Abstract:
Background Discharge faults in the insulating support plate of Tesla-type pulse sources threaten system reliability and safety. Traditional fault identification relies heavily on manual inspection, which suffers from low efficiency, poor consistency, and strong dependence on operator experience.
Purpose This study aims to develop a data-driven intelligent fault identification method for discharge faults in Tesla-type pulse source insulating support plates, overcoming the limitations of manual diagnosis and providing a reliable technical solution for practical applications.
Methods Simulation data of discharge faults were generated to train two types of models: a feature engineering-based classification model using Support Vector Machine and an end-to-end fault identification model based on a Wide Deep Convolutional Neural Network. Both models were systematically compared in terms of accuracy and recall rate across multiple fault categories. The selected superior models were then validated using independent experimental data to assess their generalization capability.

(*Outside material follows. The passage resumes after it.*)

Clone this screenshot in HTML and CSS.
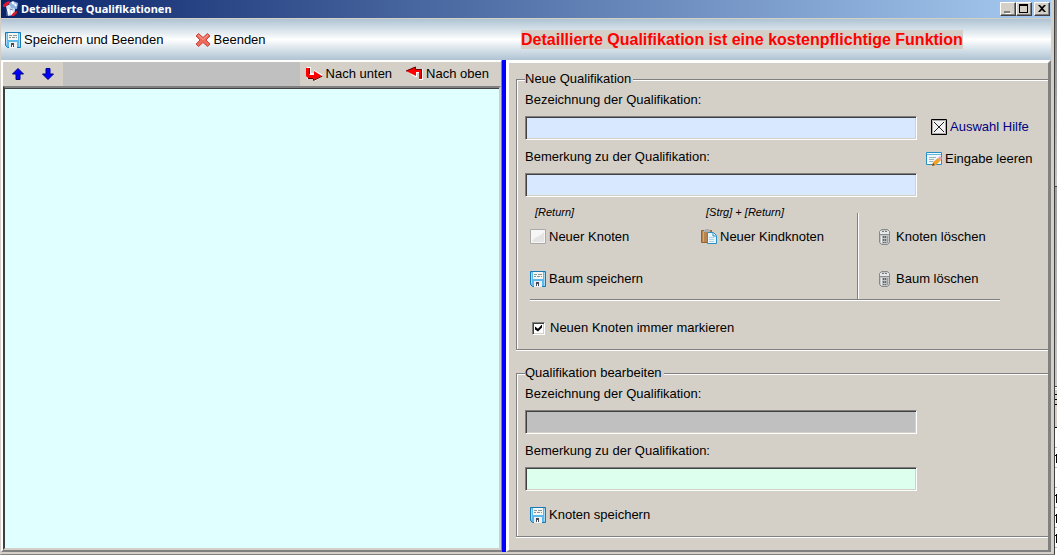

Results SVM and WDCNN achieved optimal and stable identification performance for most fault categories. Independent experimental validation further confirmed that both models accurately identified discharge fault states, demonstrating strong generalization ability and practical effectiveness.
Conclusions The proposed data-driven method provides a reliable and efficient approach for intelligent fault identification of Tesla-type pulse source insulating support plates. The validated SVM and WDCNN models are recommended for practical deployment, offering a viable pathway to replace manual diagnosis in pulsed power systems. Future work may extend this method to real-time online monitoring.